Deathly Hallows Part 2 feels incomplete. Maybe that's because it is only half of a movie, with no discernible structure, no beginning, middle, and end, which means that it feels every bit like half of a movie. If you're like me and you haven't read the books, and were too bored by Deathly Hallows Part 1 to revisit it to refresh your memory on what is going on, being thrust into the middle of a five hour film is disorienting, especially when the characters start throwing around magic terms and looking for horcruxes National Treasure style. For once I was actually hoping for at least one shamelessly expository line, like, "Four down, three to go, Harry," just so I could know many more infiltration scenes followed by an obligatory CGI action spectacle with a dragon or fire monster were left.

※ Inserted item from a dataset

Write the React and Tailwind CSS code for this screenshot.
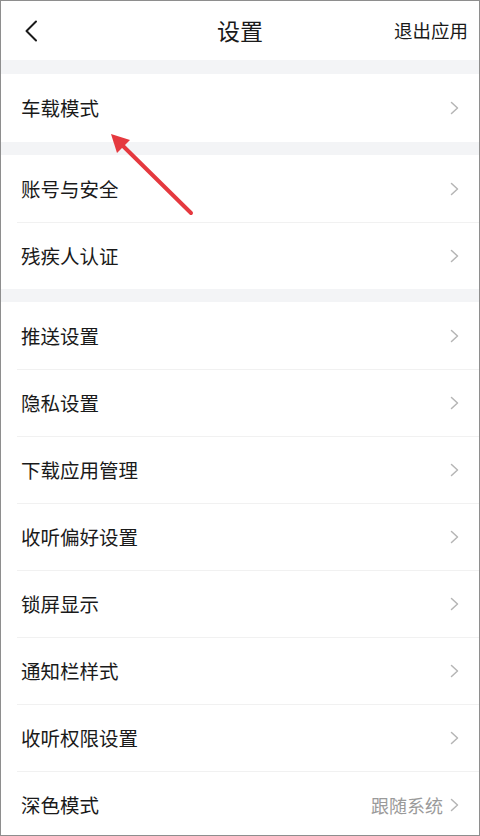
import React from "react";

const font = { fontFamily: '"Noto Sans CJK SC", "Noto Sans", sans-serif' };

function Chevron() {
  return (
    <svg width="11" height="14" viewBox="0 0 11 14" className="shrink-0">
      <path d="M2.5 1.5 L8.5 7 L2.5 12.5" fill="none" stroke="#b5b5b5" strokeWidth="1.5" strokeLinecap="round" strokeLinejoin="round" />
    </svg>
  );
}

function Row({ label, value, divider, h = "h-[67px]" }) {
  return (
    <div className="bg-white">
      {divider && <div className="ml-4 h-px bg-[#f1f1f1]" />}
      <div className={`${h} flex items-center justify-between pl-[20px] pr-[19px]`}>
        <span className="text-[19.5px] text-[#1a1a1a] leading-none">{label}</span>
        <div className="flex items-center gap-[6px]">
          {value && <span className="text-[18px] text-[#9a9a9a] leading-none">{value}</span>}
          <Chevron />
        </div>
      </div>
    </div>
  );
}

function Band({ h }) {
  return <div className={`${h} bg-[#f3f4f6]`} />;
}

export default function App() {
  const group3 = ["推送设置", "隐私设置", "下载应用管理", "收听偏好设置", "锁屏显示", "通知栏样式", "收听权限设置"];

  return (
    <div style={font} className="relative h-[836px] w-[480px] overflow-hidden border border-[#8e8e8e] bg-white">
      {/* header */}
      <div className="h-[59px] flex items-center justify-between pl-[22px] pr-[11px]">
        <svg width="16" height="22" viewBox="0 0 16 22">
          <path d="M13 1.5 L3.5 11 L13 20.5" fill="none" stroke="#1a1a1a" strokeWidth="2" strokeLinecap="round" strokeLinejoin="round" />
        </svg>
        <span className="absolute left-1/2 top-[29px] -translate-x-1/2 -translate-y-1/2 text-[23px] text-[#1a1a1a] leading-none">设置</span>
        <span className="text-[18.5px] text-[#1a1a1a] leading-none">退出应用</span>
      </div>

      <Band h="h-[14px]" />
      <Row label="车载模式" h="h-[68px]" />
      <Band h="h-[13px]" />
      <Row label="账号与安全" />
      <Row label="残疾人认证" divider h="h-[66px]" />
      <Band h="h-[13px]" />
      {group3.map((t, i) => (
        <Row key={t} label={t} divider={i > 0} h={i > 0 ? "h-[66px]" : "h-[67px]"} />
      ))}
      <Row label="深色模式" value="跟随系统" divider h="h-[66px]" />

      {/* annotation arrow */}
      <svg className="absolute left-0 top-0 pointer-events-none" width="480" height="836">
        <line x1="190" y1="212" x2="121" y2="144" stroke="#e5393f" strokeWidth="4" strokeLinecap="round" />
        <polygon points="110,133 129,139 116,152" fill="#e5393f" />
      </svg>
    </div>
  );
}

The Potter films have always had flaws, but until these last two they've always been too much fun to get hung up on minor details. Deathly Hallows Part 2 almost seems designed to call its flaws to your attention, with its mess of pure action, numerous monumental plot twists, revelations of characters' true allegiances and motivations, and the piss-poor invention of a certain character's back story, not to mention the most out-of-place utterance of the word "bitch" since Juggernaut declared who he was in X-Men: The Last Stand, which unfortunately comes less than ten minutes after a speech from Dumbledore on the power of words... I cringed so hard I almost fell out of my seat.
Worst of all, the magic is gone in Deathly Hallows. It's missing the pleasure of discovering and rediscovering this world and its strange characters. Also lacking is the sense of danger that I came to enjoy in the last few installments, even though Harry and friends are constantly in harm's way. Revealing that Lord Voldemort, the source of that danger, grows weaker every time Harry destroys a horcrux doesn't help, especially considering the entire first half of the film has Harry destroying horcuxes, yielding shots of Voldemort in agony, scurrying off in retreat.
This is also the first film in the series in which we see and hear nothing of the real world, the non-wizard world... Curious, considering the events in this one more than any other make me wonder about the impact they would have on the real world. It made me ask myself what the significance of this whole war is at all. What is at stake here if Voldemort and the bad guys win? They never really say what they'll do. Is it just that he wants to kill a character I've grown to enjoy?
It's not all bad, though. There are some nice moments, and some great performances, Ralph Fiennes especially. And though it's a mess dramatically, most of the action is pretty well staged, though sometimes a bunch of kids zapping each other with wands does look a little silly. And the effects are great for the most part, if I ignore the aforementioned fire monster chase, which resembles that awful waterskiing sequence from Die Another Day. Still, I think the biggest compliment I have for it is that I didn't hate it, but maybe that's because I was trying so hard to love it.